--- start ---

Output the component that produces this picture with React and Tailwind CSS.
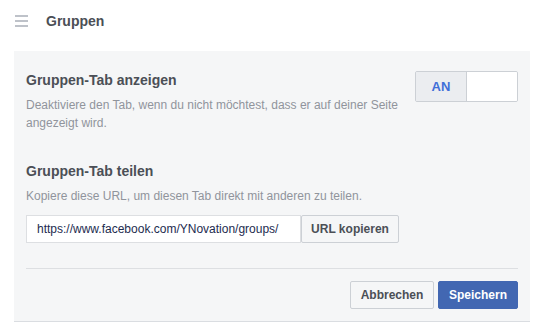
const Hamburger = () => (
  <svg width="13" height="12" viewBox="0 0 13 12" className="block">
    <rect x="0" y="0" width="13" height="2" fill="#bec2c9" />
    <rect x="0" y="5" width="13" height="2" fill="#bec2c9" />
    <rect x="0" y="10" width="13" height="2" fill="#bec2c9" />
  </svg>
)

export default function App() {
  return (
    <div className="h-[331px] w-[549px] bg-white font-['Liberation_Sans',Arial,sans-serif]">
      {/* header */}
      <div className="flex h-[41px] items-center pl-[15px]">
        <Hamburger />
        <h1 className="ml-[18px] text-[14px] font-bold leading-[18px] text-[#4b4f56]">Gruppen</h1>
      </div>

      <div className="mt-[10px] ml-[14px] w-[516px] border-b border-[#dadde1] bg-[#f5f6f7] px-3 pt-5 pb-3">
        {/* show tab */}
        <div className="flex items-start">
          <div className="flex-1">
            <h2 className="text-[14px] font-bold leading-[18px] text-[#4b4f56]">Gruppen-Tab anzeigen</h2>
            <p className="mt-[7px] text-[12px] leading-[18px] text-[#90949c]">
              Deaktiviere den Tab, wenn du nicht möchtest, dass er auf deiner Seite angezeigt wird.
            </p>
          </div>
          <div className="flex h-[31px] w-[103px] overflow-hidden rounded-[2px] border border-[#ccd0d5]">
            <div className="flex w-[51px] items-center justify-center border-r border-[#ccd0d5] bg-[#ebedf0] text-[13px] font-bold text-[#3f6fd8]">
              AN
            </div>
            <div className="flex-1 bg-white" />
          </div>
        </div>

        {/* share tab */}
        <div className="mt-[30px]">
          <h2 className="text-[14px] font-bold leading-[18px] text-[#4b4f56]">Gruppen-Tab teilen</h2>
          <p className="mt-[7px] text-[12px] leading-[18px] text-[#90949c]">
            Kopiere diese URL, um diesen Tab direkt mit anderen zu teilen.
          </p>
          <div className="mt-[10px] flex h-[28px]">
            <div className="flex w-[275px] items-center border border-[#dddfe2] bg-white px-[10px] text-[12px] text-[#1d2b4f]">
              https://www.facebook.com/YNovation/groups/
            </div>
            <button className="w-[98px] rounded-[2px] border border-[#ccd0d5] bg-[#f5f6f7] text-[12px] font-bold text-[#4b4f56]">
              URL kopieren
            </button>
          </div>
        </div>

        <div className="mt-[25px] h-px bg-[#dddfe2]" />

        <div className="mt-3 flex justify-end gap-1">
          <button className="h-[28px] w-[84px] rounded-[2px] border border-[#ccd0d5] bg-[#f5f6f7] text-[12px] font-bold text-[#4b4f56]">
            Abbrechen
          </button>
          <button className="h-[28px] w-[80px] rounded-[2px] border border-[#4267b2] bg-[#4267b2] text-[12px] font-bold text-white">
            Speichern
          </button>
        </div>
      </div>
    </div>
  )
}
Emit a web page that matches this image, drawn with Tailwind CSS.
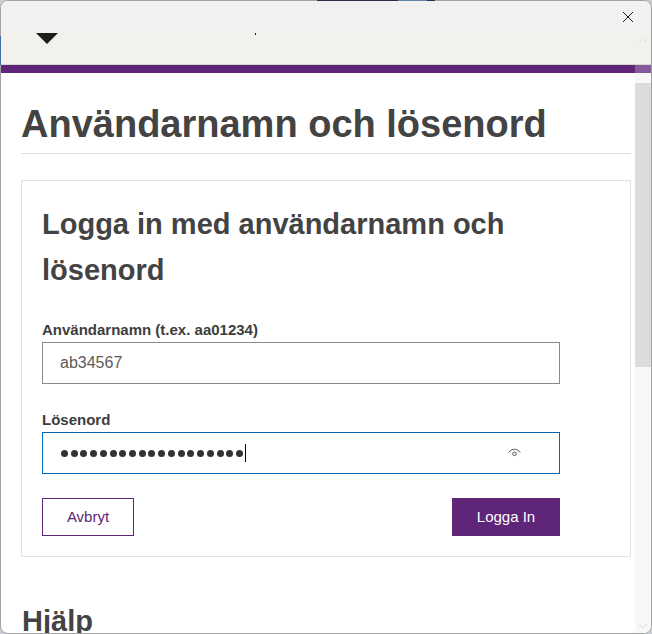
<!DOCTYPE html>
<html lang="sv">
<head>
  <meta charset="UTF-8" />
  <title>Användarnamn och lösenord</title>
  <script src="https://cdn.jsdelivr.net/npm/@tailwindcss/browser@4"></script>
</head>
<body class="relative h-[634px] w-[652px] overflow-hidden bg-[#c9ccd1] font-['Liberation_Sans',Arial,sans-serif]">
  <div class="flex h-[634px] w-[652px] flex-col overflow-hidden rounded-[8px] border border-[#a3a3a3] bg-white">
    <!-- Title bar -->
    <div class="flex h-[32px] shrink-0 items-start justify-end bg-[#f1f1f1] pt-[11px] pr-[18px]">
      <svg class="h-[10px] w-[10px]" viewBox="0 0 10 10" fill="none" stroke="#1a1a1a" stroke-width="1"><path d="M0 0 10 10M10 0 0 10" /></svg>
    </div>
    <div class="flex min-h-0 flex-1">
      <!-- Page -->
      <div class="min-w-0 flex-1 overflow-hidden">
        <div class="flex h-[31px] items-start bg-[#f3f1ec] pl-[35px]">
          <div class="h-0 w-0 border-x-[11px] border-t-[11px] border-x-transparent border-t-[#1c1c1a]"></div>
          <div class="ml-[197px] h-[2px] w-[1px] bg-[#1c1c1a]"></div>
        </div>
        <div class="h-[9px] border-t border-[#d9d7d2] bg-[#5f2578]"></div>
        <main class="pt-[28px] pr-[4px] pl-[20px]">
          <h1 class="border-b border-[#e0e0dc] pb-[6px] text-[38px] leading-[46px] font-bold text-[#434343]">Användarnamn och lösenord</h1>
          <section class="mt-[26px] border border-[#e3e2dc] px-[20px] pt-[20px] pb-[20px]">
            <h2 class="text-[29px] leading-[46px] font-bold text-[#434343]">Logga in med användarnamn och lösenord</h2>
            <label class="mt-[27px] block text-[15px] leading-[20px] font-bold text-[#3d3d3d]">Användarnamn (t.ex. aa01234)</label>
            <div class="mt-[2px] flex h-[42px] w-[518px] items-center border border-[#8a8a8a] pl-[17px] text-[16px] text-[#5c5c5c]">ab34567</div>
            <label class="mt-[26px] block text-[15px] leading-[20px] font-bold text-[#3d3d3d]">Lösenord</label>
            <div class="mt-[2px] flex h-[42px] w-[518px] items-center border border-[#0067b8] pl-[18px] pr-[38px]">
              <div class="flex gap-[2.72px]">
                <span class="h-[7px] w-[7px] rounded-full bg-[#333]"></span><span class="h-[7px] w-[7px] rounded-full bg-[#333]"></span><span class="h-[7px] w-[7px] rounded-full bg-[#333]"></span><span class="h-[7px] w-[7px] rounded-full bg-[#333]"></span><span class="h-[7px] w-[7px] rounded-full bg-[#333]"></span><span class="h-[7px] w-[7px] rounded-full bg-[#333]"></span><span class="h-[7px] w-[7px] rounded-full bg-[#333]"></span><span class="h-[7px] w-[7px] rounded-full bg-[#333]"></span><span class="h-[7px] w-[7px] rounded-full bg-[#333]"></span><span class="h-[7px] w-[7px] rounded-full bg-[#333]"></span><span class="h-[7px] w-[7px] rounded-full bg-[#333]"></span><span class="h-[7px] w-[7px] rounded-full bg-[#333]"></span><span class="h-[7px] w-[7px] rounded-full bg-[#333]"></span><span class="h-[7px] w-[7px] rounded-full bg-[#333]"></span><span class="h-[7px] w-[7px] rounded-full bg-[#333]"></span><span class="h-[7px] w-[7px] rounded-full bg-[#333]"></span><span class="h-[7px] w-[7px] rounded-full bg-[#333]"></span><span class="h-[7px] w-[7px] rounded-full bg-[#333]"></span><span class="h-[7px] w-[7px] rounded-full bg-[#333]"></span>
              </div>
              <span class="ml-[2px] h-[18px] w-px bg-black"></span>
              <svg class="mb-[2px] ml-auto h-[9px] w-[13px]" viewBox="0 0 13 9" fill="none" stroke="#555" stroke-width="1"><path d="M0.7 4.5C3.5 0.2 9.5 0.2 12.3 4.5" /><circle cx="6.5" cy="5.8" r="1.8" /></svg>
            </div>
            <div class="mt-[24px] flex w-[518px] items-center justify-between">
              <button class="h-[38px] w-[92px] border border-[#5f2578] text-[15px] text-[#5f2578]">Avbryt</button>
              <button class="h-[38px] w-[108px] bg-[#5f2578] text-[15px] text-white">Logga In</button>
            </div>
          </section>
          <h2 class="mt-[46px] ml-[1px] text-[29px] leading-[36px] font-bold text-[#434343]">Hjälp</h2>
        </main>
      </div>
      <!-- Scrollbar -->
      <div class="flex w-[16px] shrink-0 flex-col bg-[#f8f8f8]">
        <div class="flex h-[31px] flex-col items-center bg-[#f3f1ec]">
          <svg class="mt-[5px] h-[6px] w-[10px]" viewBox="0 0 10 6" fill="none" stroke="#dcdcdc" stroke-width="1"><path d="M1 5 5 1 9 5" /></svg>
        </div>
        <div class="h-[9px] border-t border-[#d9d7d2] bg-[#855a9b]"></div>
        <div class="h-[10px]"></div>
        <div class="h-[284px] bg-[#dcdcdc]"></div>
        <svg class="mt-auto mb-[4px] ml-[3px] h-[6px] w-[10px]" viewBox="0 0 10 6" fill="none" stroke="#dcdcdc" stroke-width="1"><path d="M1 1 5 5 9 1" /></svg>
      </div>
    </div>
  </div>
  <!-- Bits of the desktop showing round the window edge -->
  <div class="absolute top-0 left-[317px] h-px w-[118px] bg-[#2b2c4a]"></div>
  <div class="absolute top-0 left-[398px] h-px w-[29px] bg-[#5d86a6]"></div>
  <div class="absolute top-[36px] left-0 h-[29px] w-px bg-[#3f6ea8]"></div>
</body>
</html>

--- end ---

• **What you should do**
Looking at the data above, show all lines where the word "that" occurs.

• **Finished exercise**
Output the component that produces this picture with React and Tailwind CSS.
Emit a web page that matches this image, drawn with Tailwind CSS.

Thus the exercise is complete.